Gun Hickie – The bruise you can get on your shoulder the day after a good, long day at the range.


Yesterday, I reviewed the new movie, Dunkirk.  Reader mrgarabaldi pointed out that there has been a kerfuffle due to the relative lack of non-white and/or female characters.  Well, I’ve done a bit of digging, and found out that Mr. Nolan had to cut out a lot of content to make the movie fit into his allotted length.

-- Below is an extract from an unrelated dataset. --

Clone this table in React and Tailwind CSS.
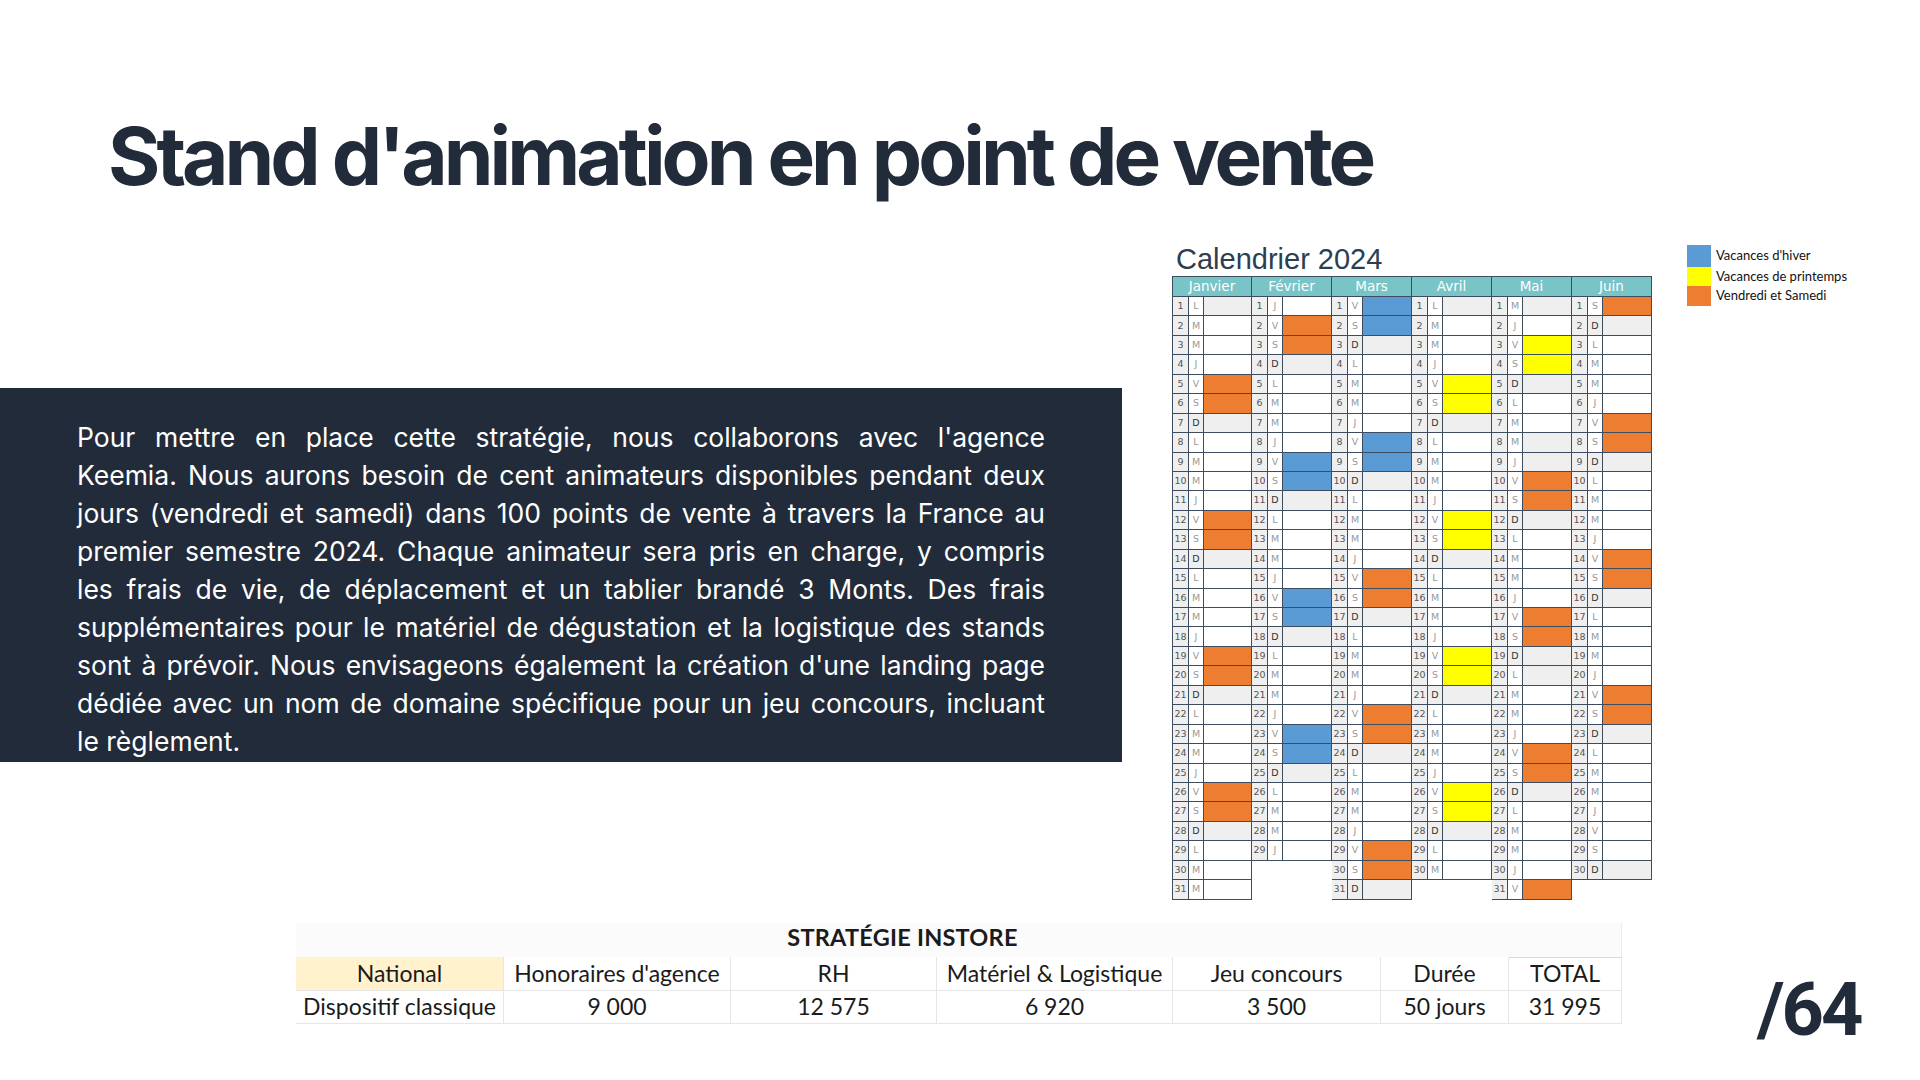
const LETTERS = ['D', 'L', 'M', 'M', 'J', 'V', 'S']

const MONTHS = [
  { name: 'Janvier', orange: [5, 6, 12, 13, 19, 20, 26, 27] },
  { name: 'Février', orange: [2, 3], blue: [9, 10, 16, 17, 23, 24] },
  { name: 'Mars', blue: [1, 2, 8, 9], orange: [15, 16, 22, 23, 29, 30] },
  { name: 'Avril', yellow: [5, 6, 12, 13, 19, 20, 26, 27] },
  { name: 'Mai', yellow: [3, 4], orange: [10, 11, 17, 18, 24, 25, 31] },
  { name: 'Juin', orange: [1, 7, 8, 14, 15, 21, 22] },
]

// jours fériés
const HOLIDAYS = { 0: [1], 3: [1], 4: [1, 8, 9, 20] }

function buildDays(m) {
  const count = new Date(2024, m + 1, 0).getDate()
  const info = MONTHS[m]
  const days = []
  for (let d = 1; d <= count; d++) {
    const wd = new Date(2024, m, d).getDay()
    let fill = 'bg-white'
    if (wd === 0 || (HOLIDAYS[m] || []).includes(d)) fill = 'bg-[#efefef]'
    if ((info.orange || []).includes(d)) fill = 'bg-[#ed7d31]'
    if ((info.blue || []).includes(d)) fill = 'bg-[#5b9bd5]'
    if ((info.yellow || []).includes(d)) fill = 'bg-[#ffff00]'
    days.push({ d, letter: LETTERS[wd], sunday: wd === 0, fill })
  }
  return days
}

function Month({ index }) {
  const days = buildDays(index)
  return (
    <div className={`w-[80px] flex flex-col border-r border-[#3d4c5e] ${index === 0 ? 'border-l' : ''}`}>
      <div className="h-[21px] bg-[#78c4c6] border-t border-b border-[#3d4c5e] flex items-center justify-center text-white text-[13.5px]">
        {MONTHS[index].name}
      </div>
      {days.map((day) => (
        <div key={day.d} className="h-[19.45px] flex border-b border-[#3d4c5e] text-[9.5px]">
          <div className="w-[16px] bg-[#efefef] border-r border-[#3d4c5e] flex items-center justify-center text-[#555]">
            {day.d}
          </div>
          <div className={`w-[15px] border-r border-[#3d4c5e] flex items-center justify-center ${day.sunday ? 'bg-[#efefef] text-[#333]' : 'bg-white text-[#999]'}`}>
            {day.letter}
          </div>
          <div className={`flex-1 ${day.fill}`}></div>
        </div>
      ))}
    </div>
  )
}

function Legend() {
  const items = [
    ['bg-[#5b9bd5]', "Vacances d'hiver", 'h-[22px]'],
    ['bg-[#ffff00]', 'Vacances de printemps', 'h-[19px]'],
    ['bg-[#ed7d31]', 'Vendredi et Samedi', 'h-[20px]'],
  ]
  return (
    <div className="flex flex-col font-['Lato',sans-serif] text-[13px] text-[#111]">
      {items.map(([c, label, h]) => (
        <div key={label} className={`flex items-center ${h}`}>
          <div className={`w-[24px] h-full ${c}`}></div>
          <span className="ml-[5px]">{label}</span>
        </div>
      ))}
    </div>
  )
}

const LINES = [
  "Pour mettre en place cette stratégie, nous collaborons avec l'agence",
  'Keemia. Nous aurons besoin de cent animateurs disponibles pendant deux',
  'jours (vendredi et samedi) dans 100 points de vente à travers la France au',
  'premier semestre 2024. Chaque animateur sera pris en charge, y compris',
  'les frais de vie, de déplacement et un tablier brandé 3 Monts. Des frais',
  'supplémentaires pour le matériel de dégustation et la logistique des stands',
  "sont à prévoir. Nous envisageons également la création d'une landing page",
  "dédiée avec un nom de domaine spécifique pour un jeu concours, incluant",
]

const COLS = ['National', "Honoraires d'agence", 'RH', 'Matériel & Logistique', 'Jeu concours', 'Durée', 'TOTAL']
const VALUES = ['Dispositif classique', '9 000', '12 575', '6 920', '3 500', '50 jours', '31 995']

function Strategy() {
  return (
    <div className="grid grid-cols-[208px_227px_206px_236px_208px_128px_113px] font-['Lato',sans-serif] text-[#1b1b1b] text-[23px]">
      <div className="col-span-6 h-[34px] bg-[#fbfbfb] flex items-end justify-center pb-[1px] font-bold text-[23.5px] tracking-[0.01em]">
        STRATÉGIE INSTORE
      </div>
      <div className="h-[34px] bg-[#fbfbfb] border-r border-[#ececec]"></div>
      {COLS.map((c, i) => (
        <div
          key={c}
          className={`h-[34px] flex items-center justify-center border-r border-b border-[#e6e6e6] ${i === 0 ? 'bg-[#fff2cc]' : 'bg-white'} ${i === 6 ? 'border-t border-t-[#d9d9d9]' : ''}`}
        >
          {c}
        </div>
      ))}
      {VALUES.map((v, i) => (
        <div key={i} className="h-[33px] flex items-center justify-center border-r border-b border-[#e6e6e6] bg-white">
          {v}
        </div>
      ))}
    </div>
  )
}

export default function App() {
  return (
    <div className="w-[1920px] h-[1080px] bg-white overflow-hidden">
      <h1 className="pl-[108px] pt-[106px] h-[238px] font-['Inter',sans-serif] font-bold text-[80px] leading-[100px] tracking-[-0.05em] text-[#222b3a]">
        Stand d'animation en point de vente
      </h1>

      <div className="flex items-start">
        <div className="w-[1122px] mt-[150px] bg-[#222b3a] pl-[77px] pr-[77px] pt-[30px] pb-[2px] font-['Inter',sans-serif] text-white text-[26.5px] leading-[38px]">
          {LINES.map((l) => (
            <span key={l} className="block text-justify [text-align-last:justify]">{l}</span>
          ))}
          <span className="block">le règlement.</span>
        </div>

        <div className="ml-[50px] mt-[4px] flex flex-col font-['DejaVu_Sans',sans-serif]">
          <div className="h-[34px] pl-[4px] flex items-end font-['Liberation_Sans',sans-serif] text-[29px] leading-[34px] text-[#2c3e50]">
            Calendrier 2024
          </div>
          <div className="flex items-start">
            {MONTHS.map((m, i) => (
              <Month key={m.name} index={i} />
            ))}
          </div>
        </div>

        <div className="ml-[35px] mt-[7px]">
          <Legend />
        </div>
      </div>

      <div className="flex items-start mt-[23px]">
        <div className="ml-[296px]">
          <Strategy />
        </div>
        <div className="ml-[135px] mt-[52px] font-['Roboto',sans-serif] font-bold text-[74px] leading-[70px] tracking-[-0.04em] text-[#222b3a]">
          /64
        </div>
      </div>
    </div>
  )
}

I have spent zero time literally hours combing through this additional content, and I am happy to report that if you see the super-duper expanded director’s second-cousin’s cut, you will get to see the following characters who aren’t white or male:

Warning, major spoilers ahead!

  • If you’re looking for African-American characters, have no fear.  Nolan used black actors for all of the German aircrews.  The bomber crews, of course, were female.
  • The u-boat captain, whose deleted scenes run to almost three hours, is a woman of south Asian and Filipino heritage.  You’ll know her by the black swastika embedded in her ruby nose ring.
  • Her first mate may look like he just ran naked through a bleach factory, but rest assured that he is Russian of Tatar extraction.  You can tell by looking closely at his eyes while he’s peering through the periscope.
  • The crew of the Swedish battleship includes your standard blonde, pasty-white Scandinavians, but Nolan added a bridge crew that includes Syrians, Libyans, Somalis, and a couple Japanese observers.  Japanese count as people of color, don’t they?
  • Unfortunately, due to contractual disputes, Samuel L. Jackson’s portrayal of the commander of the H.M.S. Mother****** was cut out of the finished product.  Thankfully, a battle royale that included agents, lawyers, SAG enforcers, and several rabid dogs has brought about an agreement that will bring his performance to the extra-special BlueRay release just in time for Christmas.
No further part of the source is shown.